On 2018/12/6 下午9:59, Michael S. Tsirkin wrote:
On Thu, Dec 06, 2018 at 09:57:22PM +0800, Jason Wang wrote:
On 2018/12/6 下午2:35,address@hidden wrote:
From: Xie Yongji<address@hidden>
This patchset is aimed at supporting qemu to reconnect
vhost-user-blk backend after vhost-user-blk backend crash or
restart.
The patch 1 tries to implenment the sync connection for
"reconnect socket".
The patch 2 introduces a new message VHOST_USER_SET_VRING_INFLIGHT
to support offering shared memory to backend to record
its inflight I/O.
The patch 3,4 are the corresponding libvhost-user patches of
patch 2. Make libvhost-user support VHOST_USER_SET_VRING_INFLIGHT.

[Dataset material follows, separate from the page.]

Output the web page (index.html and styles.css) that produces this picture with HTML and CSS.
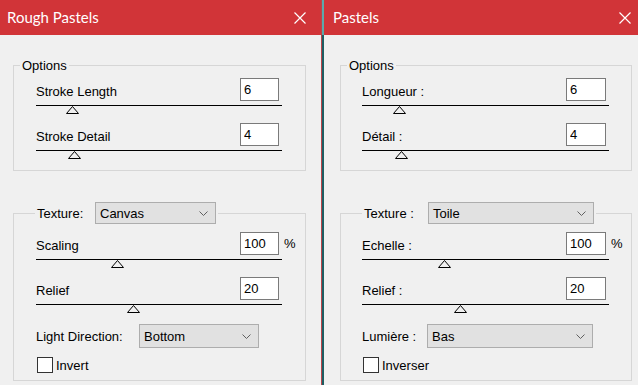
FILE: index.html
```html
<!DOCTYPE html>
<html>
<head>
    <meta charset="utf-8">
    <title>Pastels</title>
    <link rel="stylesheet" href="styles.css">
</head>
<body>
    <div class="desk">
        <section class="window win-en">
            <header class="titlebar">
                <span class="title">Rough Pastels</span>
                <svg class="close" viewBox="0 0 12 12"><path d="M0.5 0.5L11.5 11.5M11.5 0.5L0.5 11.5"/></svg>
            </header>
            <div class="content">
                <fieldset class="group options">
                    <legend>Options</legend>
                    <div class="group-body">
                        <div class="slider">
                            <div class="field-row"><label>Stroke Length</label><input class="num" value="6"></div>
                            <div class="track"><svg class="thumb" style="margin-left:30px" viewBox="0 0 13 8"><polygon points="6.5,0.5 12.5,7.5 0.5,7.5"/></svg></div>
                        </div>
                        <div class="slider">
                            <div class="field-row"><label>Stroke Detail</label><input class="num" value="4"></div>
                            <div class="track"><svg class="thumb" style="margin-left:32px" viewBox="0 0 13 8"><polygon points="6.5,0.5 12.5,7.5 0.5,7.5"/></svg></div>
                        </div>
                    </div>
                </fieldset>

                <fieldset class="group texture">
                    <legend>
                        <div class="legend-row">
                            <span class="lbl lbl-texture">Texture:</span>
                            <div class="dropdown dd-texture"><span>Canvas</span><svg class="chev" viewBox="0 0 9 5"><polyline points="0.5,0.5 4.5,4.5 8.5,0.5"/></svg></div>
                        </div>
                    </legend>
                    <div class="group-body">
                        <div class="slider">
                            <div class="field-row"><label>Scaling</label><input class="num" value="100"><span class="unit">%</span></div>
                            <div class="track"><svg class="thumb" style="margin-left:75px" viewBox="0 0 13 8"><polygon points="6.5,0.5 12.5,7.5 0.5,7.5"/></svg></div>
                        </div>
                        <div class="slider">
                            <div class="field-row"><label>Relief</label><input class="num" value="20"></div>
                            <div class="track"><svg class="thumb" style="margin-left:91px" viewBox="0 0 13 8"><polygon points="6.5,0.5 12.5,7.5 0.5,7.5"/></svg></div>
                        </div>
                        <div class="choice-row">
                            <span class="lbl lbl-light">Light Direction:</span>
                            <div class="dropdown dd-light"><span>Bottom</span><svg class="chev" viewBox="0 0 9 5"><polyline points="0.5,0.5 4.5,4.5 8.5,0.5"/></svg></div>
                        </div>
                        <label class="check-row"><input type="checkbox" class="check"><span>Invert</span></label>
                    </div>
                </fieldset>
            </div>
        </section>

        <div class="divider"></div>

        <section class="window win-fr">
            <header class="titlebar">
                <span class="title">Pastels</span>
                <svg class="close" viewBox="0 0 12 12"><path d="M0.5 0.5L11.5 11.5M11.5 0.5L0.5 11.5"/></svg>
            </header>
            <div class="content">
                <fieldset class="group options">
                    <legend>Options</legend>
                    <div class="group-body">
                        <div class="slider">
                            <div class="field-row"><label>Longueur :</label><input class="num" value="6"></div>
                            <div class="track"><svg class="thumb" style="margin-left:31px" viewBox="0 0 13 8"><polygon points="6.5,0.5 12.5,7.5 0.5,7.5"/></svg></div>
                        </div>
                        <div class="slider">
                            <div class="field-row"><label>Détail :</label><input class="num" value="4"></div>
                            <div class="track"><svg class="thumb" style="margin-left:33px" viewBox="0 0 13 8"><polygon points="6.5,0.5 12.5,7.5 0.5,7.5"/></svg></div>
                        </div>
                    </div>
                </fieldset>

                <fieldset class="group texture">
                    <legend>
                        <div class="legend-row">
                            <span class="lbl lbl-texture">Texture :</span>
                            <div class="dropdown dd-texture"><span>Toile</span><svg class="chev" viewBox="0 0 9 5"><polyline points="0.5,0.5 4.5,4.5 8.5,0.5"/></svg></div>
                        </div>
                    </legend>
                    <div class="group-body">
                        <div class="slider">
                            <div class="field-row"><label>Echelle :</label><input class="num" value="100"><span class="unit">%</span></div>
                            <div class="track"><svg class="thumb" style="margin-left:76px" viewBox="0 0 13 8"><polygon points="6.5,0.5 12.5,7.5 0.5,7.5"/></svg></div>
                        </div>
                        <div class="slider">
                            <div class="field-row"><label>Relief :</label><input class="num" value="20"></div>
                            <div class="track"><svg class="thumb" style="margin-left:92px" viewBox="0 0 13 8"><polygon points="6.5,0.5 12.5,7.5 0.5,7.5"/></svg></div>
                        </div>
                        <div class="choice-row">
                            <span class="lbl lbl-light">Lumière :</span>
                            <div class="dropdown dd-light"><span>Bas</span><svg class="chev" viewBox="0 0 9 5"><polyline points="0.5,0.5 4.5,4.5 8.5,0.5"/></svg></div>
                        </div>
                        <label class="check-row"><input type="checkbox" class="check"><span>Inverser</span></label>
                    </div>
                </fieldset>
            </div>
        </section>
    </div>
</body>
</html>
```

FILE: styles.css
```css
* {
    box-sizing: border-box;
}

body {
    margin: 0;
    background: #f0f0f0;
    color: #000;
    font-family: "Liberation Sans", Arial, sans-serif;
    font-size: 13px;
    line-height: 15px;
}

.desk {
    display: flex;
    height: 385px;
    overflow: hidden;
}

.window {
    display: flex;
    flex-direction: column;
    background: #f0f0f0;
}

.win-en {
    width: 321px;
}

.win-fr {
    flex: 1;
    min-width: 0;
}

.divider {
    width: 3px;
    border-left: 1px solid #b8454a;
    background: linear-gradient(#5ea8aa 0 35px, #1d5e63 35px);
}

/* title bar */
.titlebar {
    height: 35px;
    flex: none;
    display: flex;
    align-items: center;
    justify-content: space-between;
    background: #d13438;
    color: #fff;
    font-family: Lato, "Noto Sans", sans-serif;
    font-size: 15px;
    padding: 0 15px 0 7px;
}

.win-fr .titlebar {
    padding: 0 7px 0 9px;
}

.close {
    width: 12px;
    height: 12px;
    stroke: #fff;
    stroke-width: 1.2;
    fill: none;
}

/* content */
.content {
    padding: 23px 15px 0 13px;
}

.win-fr .content {
    padding: 23px 6px 0 16px;
}

.group {
    margin: 0;
    padding: 0;
    min-width: 0;
    border: 1px solid #d6d6d6;
}

.group + .group {
    margin-top: 31px;
}

.group legend {
    padding: 0 2px;
}

.options legend {
    margin-left: 6px;
}

.texture legend {
    margin-left: 21px;
}

.legend-row {
    display: flex;
    align-items: center;
}

.options .group-body {
    padding: 5px 23px 11px 22px;
}

.texture .group-body {
    padding: 8px 23px 7px 22px;
}

.win-fr .group-body {
    padding-left: 21px;
    padding-right: 22px;
}

/* sliders */
.slider + .slider {
    margin-top: 9px;
}

.field-row {
    display: flex;
    align-items: flex-end;
    height: 23px;
    padding-right: 3px;
}

.field-row label {
    flex: 1;
    margin-bottom: 2px;
}

.num {
    width: 39px;
    height: 23px;
    margin: 0;
    padding: 0 0 0 3px;
    border: 1px solid #7a7a7a;
    background: #fff;
    font: inherit;
    color: #000;
    outline: none;
}

.win-fr .num {
    width: 40px;
}

.unit {
    width: 8px;
    margin-left: 5px;
    margin-right: -13px;
    margin-bottom: 4px;
}

.track {
    margin-top: 4px;
    border-top: 1px solid #000;
}

.thumb {
    display: block;
    width: 13px;
    height: 8px;
    fill: none;
    stroke: #000;
    stroke-width: 1;
}

/* dropdowns */
.dropdown {
    display: flex;
    align-items: center;
    justify-content: space-between;
    height: 22px;
    border: 1px solid #adadad;
    background: #e1e1e1;
    padding: 0 7px 0 4px;
}

.chev {
    width: 9px;
    height: 5px;
    fill: none;
    stroke: #606060;
    stroke-width: 1;
}

.lbl-texture {
    width: 58px;
}

.dd-texture {
    width: 121px;
}

.win-fr .lbl-texture {
    width: 64px;
}

.win-fr .dd-texture {
    width: 166px;
}

.choice-row {
    display: flex;
    align-items: center;
    margin-top: 11px;
}

.lbl-light {
    width: 103px;
}

.dd-light {
    width: 120px;
    height: 24px;
}

.win-fr .lbl-light {
    width: 65px;
}

.win-fr .dd-light {
    width: 166px;
}

/* checkbox */
.check-row {
    display: flex;
    align-items: center;
    gap: 3px;
    margin-top: 9px;
}

.check {
    appearance: none;
    width: 16px;
    height: 16px;
    margin: 0 0 0 1px;
    border: 1px solid #333;
    background: #fff;
}
```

The patch 5 supports vhost-user-blk to reconnect backend when
connection closed.
The patch 6 tells qemu that we support reconnecting now.

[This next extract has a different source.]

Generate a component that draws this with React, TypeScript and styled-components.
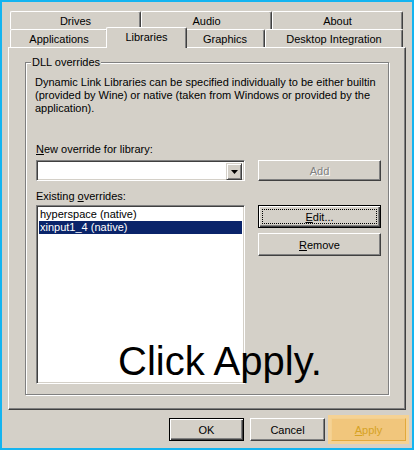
import React from "react";
import styled, { createGlobalStyle } from "styled-components";

const GlobalStyle = createGlobalStyle`
  html, body {
    margin: 0;
    padding: 0;
    background: #d4d0c8;
    overflow: hidden;
  }
  body {
    font-family: "Liberation Sans", Tahoma, Arial, sans-serif;
    font-size: 11px;
  }
`;

const Frame = styled.div`
  position: relative;
  width: 414px;
  height: 450px;
  box-sizing: border-box;
  border: 2px solid #14b4f0;
  background: #d4d0c8;
  color: #000;
  display: flex;
  flex-direction: column;
  padding: 9px 6px 0 6px;
`;

const TabRow = styled.div`
  display: flex;
  height: 18px;
  margin: 0 3px 0 2px;
`;

const Tab = styled.div<{ $w: number; $active?: boolean }>`
  position: relative;
  box-sizing: border-box;
  flex: none;
  width: ${(p) => p.$w}px;
  height: ${(p) => (p.$active ? 21 : 18)}px;
  margin: ${(p) => (p.$active ? "-2px -2px 0 -2px" : "0")};
  z-index: ${(p) => (p.$active ? 2 : 1)};
  display: flex;
  align-items: center;
  justify-content: center;
  padding-bottom: ${(p) => (p.$active ? 2 : 0)}px;
  background: #d4d0c8;
  border-top: 1px solid #fff;
  border-left: 1px solid #fff;
  border-right: 1px solid #404040;
  border-radius: 2px 2px 0 0;
  box-shadow: inset -1px 0 0 #808080;
  white-space: nowrap;
`;

const Panel = styled.div`
  position: relative;
  z-index: 1;
  box-sizing: border-box;
  height: 363px;
  border-top: 1px solid #fff;
  border-left: 1px solid #fff;
  border-right: 1px solid #404040;
  border-bottom: 1px solid #404040;
  box-shadow: inset -1px -1px 0 #808080;
  padding: 8px 16px 0 16px;
`;

const Group = styled.fieldset`
  margin: 0;
  min-width: 0;
  padding: 7px 10px 10px 10px;
  border: 1px solid #808080;
  box-shadow: inset 1px 1px 0 #fff, 1px 1px 0 #fff;
`;

const Legend = styled.legend`
  margin-left: -5px;
  padding: 0 1px;
  line-height: 13px;
  background: #d4d0c8;
`;

const Description = styled.p`
  margin: 0 0 0 -1px;
  line-height: 13px;
  white-space: nowrap;
`;

const Label = styled.div<{ $top: number; $bottom: number }>`
  line-height: 13px;
  margin-top: ${(p) => p.$top}px;
  margin-bottom: ${(p) => p.$bottom}px;
`;

const Row = styled.div`
  display: grid;
  grid-template-columns: 209px 123px;
  column-gap: 13px;
  align-items: start;
`;

const Sunken = styled.div`
  box-sizing: border-box;
  background: #fff;
  border: 1px solid;
  border-color: #808080 #fff #fff #808080;
  box-shadow: inset 1px 1px 0 #404040, inset -1px -1px 0 #d4d0c8;
`;

const Combo = styled(Sunken)`
  height: 21px;
  display: flex;
  justify-content: flex-end;
  padding: 2px;
`;

const DropButton = styled.div`
  box-sizing: border-box;
  width: 16px;
  height: 17px;
  background: #d4d0c8;
  border: 1px solid;
  border-color: #d4d0c8 #404040 #404040 #d4d0c8;
  box-shadow: inset 1px 1px 0 #fff, inset -1px -1px 0 #808080;
  display: flex;
  align-items: center;
  justify-content: center;
`;

const ListBox = styled(Sunken)`
  height: 179px;
  padding: 2px;
`;

const ListItem = styled.div<{ $selected?: boolean }>`
  height: 13px;
  line-height: 13px;
  padding-left: 1px;
  white-space: nowrap;
  background: ${(p) => (p.$selected ? "#0a246a" : "transparent")};
  color: ${(p) => (p.$selected ? "#fff" : "#000")};
`;

const Button = styled.div<{ $h?: number; $default?: boolean; $disabled?: boolean }>`
  position: relative;
  box-sizing: border-box;
  height: ${(p) => p.$h ?? 23}px;
  display: flex;
  align-items: center;
  justify-content: center;
  background: #d4d0c8;
  border: 1px solid;
  border-color: ${(p) => (p.$default ? "#000" : "#fff #404040 #404040 #fff")};
  box-shadow: ${(p) =>
    p.$default
      ? "inset 1px 1px 0 #fff, inset -1px -1px 0 #404040, inset -2px -2px 0 #808080"
      : "inset -1px -1px 0 #808080"};
  color: ${(p) => (p.$disabled ? "#808080" : "#000")};
  text-shadow: ${(p) => (p.$disabled ? "1px 1px 0 #fff" : "none")};
  white-space: nowrap;
`;

const FocusRing = styled.span`
  position: absolute;
  inset: 3px;
  border: 1px dotted #000;
  pointer-events: none;
`;

const SideButtons = styled.div`
  display: flex;
  flex-direction: column;
  gap: 5px;
`;

const Footer = styled.div`
  display: flex;
  justify-content: flex-end;
  gap: 6px;
  margin-top: 8px;
`;

const FooterButton = styled(Button)`
  width: 75px;
`;

const ApplyButton = styled.div`
  box-sizing: border-box;
  width: 75px;
  height: 23px;
  display: flex;
  align-items: center;
  justify-content: center;
  background: #f1c67c;
  border: 1px solid;
  border-color: #f3d08f #e2a93c #e2a93c #f3d08f;
  box-shadow: 0 0 0 3px #f5d294;
  color: #d6a224;
`;

const Caption = styled.div`
  position: absolute;
  left: 116px;
  top: 339px;
  z-index: 5;
  font-family: "Liberation Sans", Arial, sans-serif;
  font-size: 40px;
  line-height: 40px;
  color: #000;
  white-space: nowrap;
  pointer-events: none;
`;

const Arrow = () => (
  <svg width="7" height="4" viewBox="0 0 7 4">
    <polygon points="0,0 7,0 3.5,4" fill="#000" />
  </svg>
);

export default function App() {
  return (
    <>
      <GlobalStyle />
      <Frame>
        <TabRow>
          <Tab $w={131}>Drives</Tab>
          <Tab $w={131}>Audio</Tab>
          <Tab $w={131}>About</Tab>
        </TabRow>
        <TabRow>
          <Tab $w={98}>Applications</Tab>
          <Tab $w={81} $active>
            Libraries
          </Tab>
          <Tab $w={80}>Graphics</Tab>
          <Tab $w={138}>Desktop Integration</Tab>
        </TabRow>
        <Panel>
          <Group>
            <Legend>DLL overrides</Legend>
            <Description>
              Dynamic Link Libraries can be specified individually to be either builtin
              <br />
              (provided by Wine) or native (taken from Windows or provided by the
              <br />
              application).
            </Description>
            <Label $top={28} $bottom={4}>
              <u>N</u>ew override for library:
            </Label>
            <Row>
              <Combo>
                <DropButton>
                  <Arrow />
                </DropButton>
              </Combo>
              <Button $h={21} $disabled>
                Add
              </Button>
            </Row>
            <Label $top={9} $bottom={2}>
              Existing <u>o</u>verrides:
            </Label>
            <Row>
              <ListBox>
                <ListItem>hyperspace (native)</ListItem>
                <ListItem $selected>xinput1_4 (native)</ListItem>
              </ListBox>
              <SideButtons>
                <Button $default>
                  <span>
                    <u>E</u>dit...
                  </span>
                  <FocusRing />
                </Button>
                <Button>
                  <span>
                    <u>R</u>emove
                  </span>
                </Button>
              </SideButtons>
            </Row>
          </Group>
        </Panel>
        <Footer>
          <FooterButton $default>OK</FooterButton>
          <FooterButton>Cancel</FooterButton>
          <ApplyButton>
            <span>
              <u>A</u>pply
            </span>
          </ApplyButton>
        </Footer>
        <Caption>Click Apply.</Caption>
      </Frame>
    </>
  );
}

To use it, we could start qemu with:
qemu-system-x86_64 \
-chardev socket,id=char0,path=/path/vhost.socket,reconnect=1,wait \
-device vhost-user-blk-pci,chardev=char0 \
and start vhost-user-blk backend with:
vhost-user-blk -b /path/file -s /path/vhost.socket
Then we can restart vhost-user-blk at any time during VM running.

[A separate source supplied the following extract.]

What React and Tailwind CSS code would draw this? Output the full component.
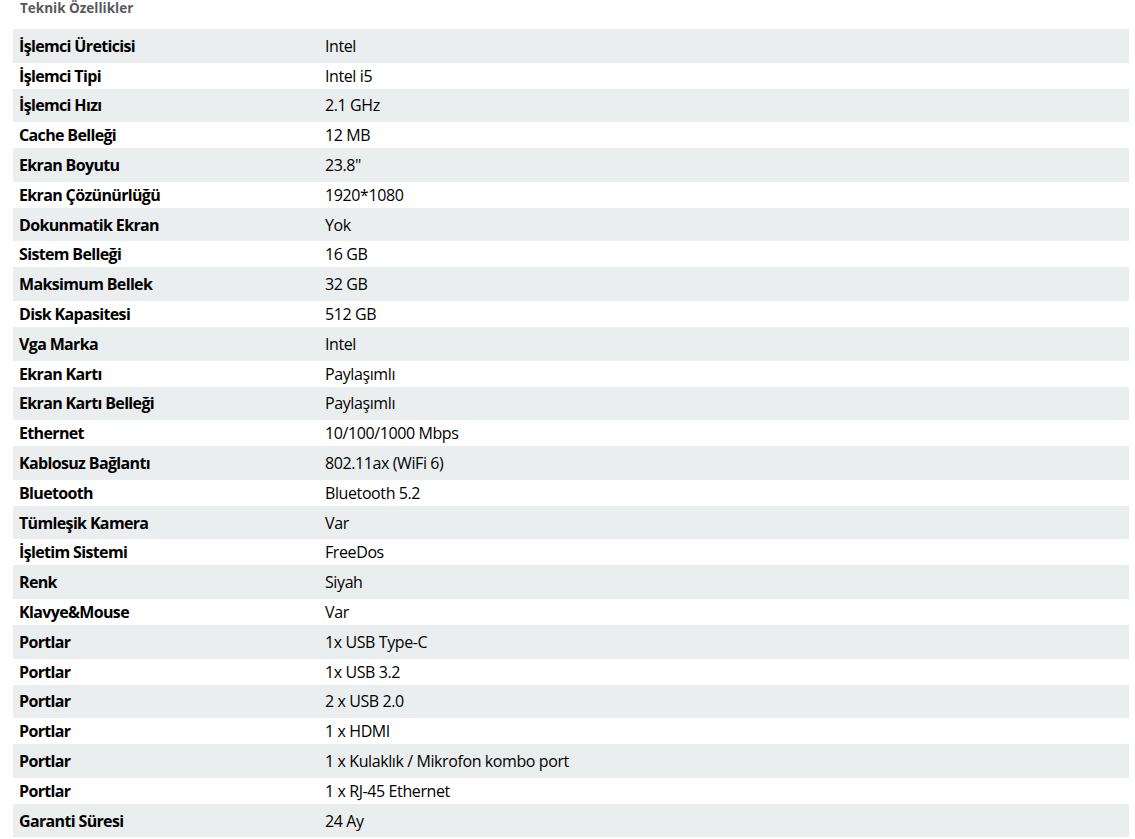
import React from "react";

const specs = [
  ["İşlemci Üreticisi", "Intel"],
  ["İşlemci Tipi", "Intel i5"],
  ["İşlemci Hızı", "2.1 GHz"],
  ["Cache Belleği", "12 MB"],
  ["Ekran Boyutu", '23.8"'],
  ["Ekran Çözünürlüğü", "1920*1080"],
  ["Dokunmatik Ekran", "Yok"],
  ["Sistem Belleği", "16 GB"],
  ["Maksimum Bellek", "32 GB"],
  ["Disk Kapasitesi", "512 GB"],
  ["Vga Marka", "Intel"],
  ["Ekran Kartı", "Paylaşımlı"],
  ["Ekran Kartı Belleği", "Paylaşımlı"],
  ["Ethernet", "10/100/1000 Mbps"],
  ["Kablosuz Bağlantı", "802.11ax (WiFi 6)"],
  ["Bluetooth", "Bluetooth 5.2"],
  ["Tümleşik Kamera", "Var"],
  ["İşletim Sistemi", "FreeDos"],
  ["Renk", "Siyah"],
  ["Klavye&Mouse", "Var"],
  ["Portlar", "1x USB Type-C"],
  ["Portlar", "1x USB 3.2"],
  ["Portlar", "2 x USB 2.0"],
  ["Portlar", "1 x HDMI"],
  ["Portlar", "1 x Kulaklık / Mikrofon kombo port"],
  ["Portlar", "1 x RJ-45 Ethernet"],
  ["Garanti Süresi", "24 Ay"],
];

function App() {
  return (
    <div
      className="min-h-screen bg-white"
      style={{ fontFamily: '"Open Sans", "Noto Sans", sans-serif' }}
    >
      <h2 className="pl-[20px] h-[29px] text-[13.5px] font-bold text-[#555a5e] leading-[16px]">
        Teknik Özellikler
      </h2>

      <div className="ml-[13px] w-[1116px]">
        {specs.map(([label, value], i) => (
          <div
            key={i}
            className={
              i % 2 === 0
                ? "flex items-center h-[33.6px] bg-[#eaeeef] text-[16px] text-black"
                : "flex items-center h-[26px] bg-white text-[16px] text-black"
            }
          >
            <span className="w-[312px] pl-[6px] font-bold tracking-[-0.65px]">
              {label}
            </span>
            <span className="tracking-[-0.4px]">{value}</span>
          </div>
        ))}
      </div>
    </div>
  );
}

export default App;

I wonder whether or not it's better to handle this at the level of virtio
protocol itself instead of vhost-user level. E.g expose last_avail_idx to
driver might be sufficient?
Another possible issue is, looks like you need to deal with different kinds
of ring layouts e.g packed virtqueues.
Thanks
I'm not sure I understand your comments here.
All these would be guest-visible extensions.
Looks not, it only introduces a shared memory between qemu and
vhost-user backend?
Possible for sure but how is this related to
a patch supporting transparent reconnects?
I might miss something. My understanding is that we support transparent
reconnects, but we can't deduce an accurate last_avail_idx and this is
what capability this series try to add. To me, this series is functional
equivalent to expose last_avail_idx (or avail_idx_cons) in available
ring. So the information is inside guest memory, vhost-user backend can
access it and update it directly. I believe this is some modern NIC did
as well (but index is in MMIO area of course).